Screening for colorectal cancer involves guaiac-based, fecal occult blood and fecal immunochemical occult blood testing. More recently, the approach to assay stool and bodily fluids from colorectal cancer patients for biomarkers representative of the disease such as APC, p53 and K-Ras have been exploited with limited success. Fecal DNA-based testing, performed on cells sloughed or shed from tumors into the stool has revealed aberrant hypermethylation of CpG islands (4). Though many of these assays have been exploited in the detection of colorectal cancer for the last three decades they are limited due to low specificity and sensitivity. It is therefore important that assays be developed that provide diagnostic information and help in the therapeutic decision for patients suffering with colorectal cancer.

Extracellular membrane vesicles ranging in diameter of 30-150 nm and originating from various cellular origins have been increasingly recognized for their participation in a variety of both normal and pathological cellular processes (5). Regardless of their cell type of origin these membrane bound vesicles or exosomes provide a protected and controlled internal microenvironment outside the cell for metabolic objectives of the host cell to be carried out at a distance from the host cell (6). As was demonstrated by Koga et al., (7) in this issue of Journal of Gastrointestinal Oncology, these exosomes provide a protective membrane that in the harsh fecal environment increases the stability of their contents. Exosomes are also believed to be instrumental in cell-cell and cell-extracellular communication (8). Moreover, while knowledge of exosome biogenesis and physiological relevance remains limited, accumulating evidence suggests that their bioactivity may be clinically applicable in cancer therapeutics (9).

The content of the exosome and the subsequent biological function depends on the cell of origin. Recent studies have shown that besides protein, RNA and miRNAs are also actively secreted in exosomes that protect them from degradation by RNases (10,11). These proteins and RNAs provide a profile and possible understanding of the cellular proteome and transcriptome at the time of collection. In addition, serial samples identified over time will allow for a robust, simple and noninvasive molecular means to study the evolving genetic changes relative to tumor progression (11) as well as provide a marker of prognosis and therapeutic response using serum, plasma, urine or as is the case of Koga et al., feces.

miRNA are small noncoding transcripts that have been identified as cellular molecules with important diagnostic, prognostic and therapeutic implications (12,13). Though their biology is still not entirely understood, each miRNA may control hundreds of mRNA targets, the results of which are to regulate gene expression.
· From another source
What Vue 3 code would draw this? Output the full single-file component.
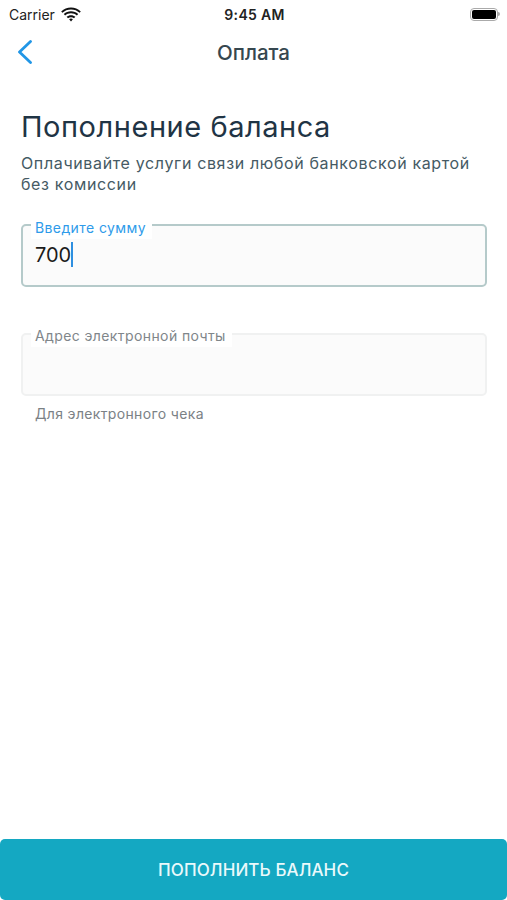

Specifically, miRNAs have been shown to reduce the stability of mRNAs involved in inf lammation, cell cycle regulation, stress responses, differentiation, apoptosis and invasion (14). Additionally, miRNAs having both tumor-suppression and oncogenic functions have been shown to be dysregulated in many types of cancer (15).
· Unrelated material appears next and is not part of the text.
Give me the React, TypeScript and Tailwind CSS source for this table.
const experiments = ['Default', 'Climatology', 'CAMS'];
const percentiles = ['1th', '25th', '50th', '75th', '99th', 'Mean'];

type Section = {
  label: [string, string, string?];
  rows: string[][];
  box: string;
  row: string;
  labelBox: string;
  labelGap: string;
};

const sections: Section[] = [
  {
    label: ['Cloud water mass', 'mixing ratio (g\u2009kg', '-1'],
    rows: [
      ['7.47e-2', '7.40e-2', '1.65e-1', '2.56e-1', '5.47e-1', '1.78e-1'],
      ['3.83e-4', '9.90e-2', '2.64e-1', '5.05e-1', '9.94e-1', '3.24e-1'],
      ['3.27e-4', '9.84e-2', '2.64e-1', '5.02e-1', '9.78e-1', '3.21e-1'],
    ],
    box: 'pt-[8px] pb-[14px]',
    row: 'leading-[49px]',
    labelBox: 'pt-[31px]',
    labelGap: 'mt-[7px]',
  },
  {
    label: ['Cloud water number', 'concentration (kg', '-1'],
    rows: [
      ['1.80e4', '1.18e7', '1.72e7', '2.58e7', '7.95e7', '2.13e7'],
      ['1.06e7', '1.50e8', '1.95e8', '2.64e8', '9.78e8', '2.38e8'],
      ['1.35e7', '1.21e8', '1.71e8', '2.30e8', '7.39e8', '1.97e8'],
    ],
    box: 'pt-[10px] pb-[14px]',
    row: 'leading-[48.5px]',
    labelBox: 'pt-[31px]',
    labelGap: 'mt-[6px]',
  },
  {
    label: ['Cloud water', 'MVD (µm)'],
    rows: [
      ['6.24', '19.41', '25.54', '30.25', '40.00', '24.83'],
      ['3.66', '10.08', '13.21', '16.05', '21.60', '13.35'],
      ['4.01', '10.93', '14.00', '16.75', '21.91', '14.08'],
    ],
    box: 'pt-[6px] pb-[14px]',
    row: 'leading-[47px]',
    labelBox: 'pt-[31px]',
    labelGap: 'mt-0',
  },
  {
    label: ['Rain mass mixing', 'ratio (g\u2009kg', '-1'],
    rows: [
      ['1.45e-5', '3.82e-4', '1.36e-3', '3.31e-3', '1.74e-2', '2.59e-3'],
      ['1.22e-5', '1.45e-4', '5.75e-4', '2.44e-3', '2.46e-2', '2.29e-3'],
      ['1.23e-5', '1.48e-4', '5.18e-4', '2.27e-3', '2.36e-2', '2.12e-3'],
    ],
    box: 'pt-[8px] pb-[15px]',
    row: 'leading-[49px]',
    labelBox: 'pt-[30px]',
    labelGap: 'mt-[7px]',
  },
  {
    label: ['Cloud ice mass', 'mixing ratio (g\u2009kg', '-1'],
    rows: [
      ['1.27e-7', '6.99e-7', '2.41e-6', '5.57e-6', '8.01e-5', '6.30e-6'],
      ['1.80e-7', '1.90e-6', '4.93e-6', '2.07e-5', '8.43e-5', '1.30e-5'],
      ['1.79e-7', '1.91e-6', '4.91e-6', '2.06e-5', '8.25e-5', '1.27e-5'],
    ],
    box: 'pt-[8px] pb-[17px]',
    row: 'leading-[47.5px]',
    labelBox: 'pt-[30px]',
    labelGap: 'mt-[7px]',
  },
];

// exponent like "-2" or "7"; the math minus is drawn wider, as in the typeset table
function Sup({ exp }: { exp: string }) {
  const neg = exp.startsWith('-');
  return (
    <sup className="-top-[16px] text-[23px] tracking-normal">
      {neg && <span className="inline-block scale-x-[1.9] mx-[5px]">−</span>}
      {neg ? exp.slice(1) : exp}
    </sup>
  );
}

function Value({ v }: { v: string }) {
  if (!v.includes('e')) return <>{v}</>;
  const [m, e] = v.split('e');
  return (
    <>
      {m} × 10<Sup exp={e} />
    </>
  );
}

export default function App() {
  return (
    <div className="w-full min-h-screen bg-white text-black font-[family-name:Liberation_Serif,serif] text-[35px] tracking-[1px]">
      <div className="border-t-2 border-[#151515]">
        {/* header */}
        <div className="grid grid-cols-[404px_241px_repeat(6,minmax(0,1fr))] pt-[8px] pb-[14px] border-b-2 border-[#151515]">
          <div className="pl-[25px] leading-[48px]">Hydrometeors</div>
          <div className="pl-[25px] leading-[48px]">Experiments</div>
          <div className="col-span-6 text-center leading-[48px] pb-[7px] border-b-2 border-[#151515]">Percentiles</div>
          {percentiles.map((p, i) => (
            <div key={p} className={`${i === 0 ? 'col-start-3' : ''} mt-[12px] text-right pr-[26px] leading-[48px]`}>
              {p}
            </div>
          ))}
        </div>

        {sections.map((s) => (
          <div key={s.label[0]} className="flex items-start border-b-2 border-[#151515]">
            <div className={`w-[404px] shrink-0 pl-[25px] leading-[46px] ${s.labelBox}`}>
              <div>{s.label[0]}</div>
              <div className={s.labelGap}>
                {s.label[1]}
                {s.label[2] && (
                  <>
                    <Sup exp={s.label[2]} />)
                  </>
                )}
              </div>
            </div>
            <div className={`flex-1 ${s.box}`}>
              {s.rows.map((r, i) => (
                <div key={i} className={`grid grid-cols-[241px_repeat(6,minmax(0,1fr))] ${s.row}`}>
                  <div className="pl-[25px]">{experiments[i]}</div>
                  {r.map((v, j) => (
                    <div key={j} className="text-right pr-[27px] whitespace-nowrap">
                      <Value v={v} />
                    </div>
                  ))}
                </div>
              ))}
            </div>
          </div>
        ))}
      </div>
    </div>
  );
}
Exosomes isolated from feces using immunomagnetic beads proved to have stable miRNA which remained so even when exogenous RNase was added for an additional ninety minutes. Specifically, the colorectal cancer important miRNA, miR-21, which has an enhanced expression in colorectal cancer compared to normal colorectal mucosa, has been shown to be unstable when investigated directly from stool samples. However, when investigation of stoolpurified exosomes, miR-21 was protected from the harsh conditions of the feces (7).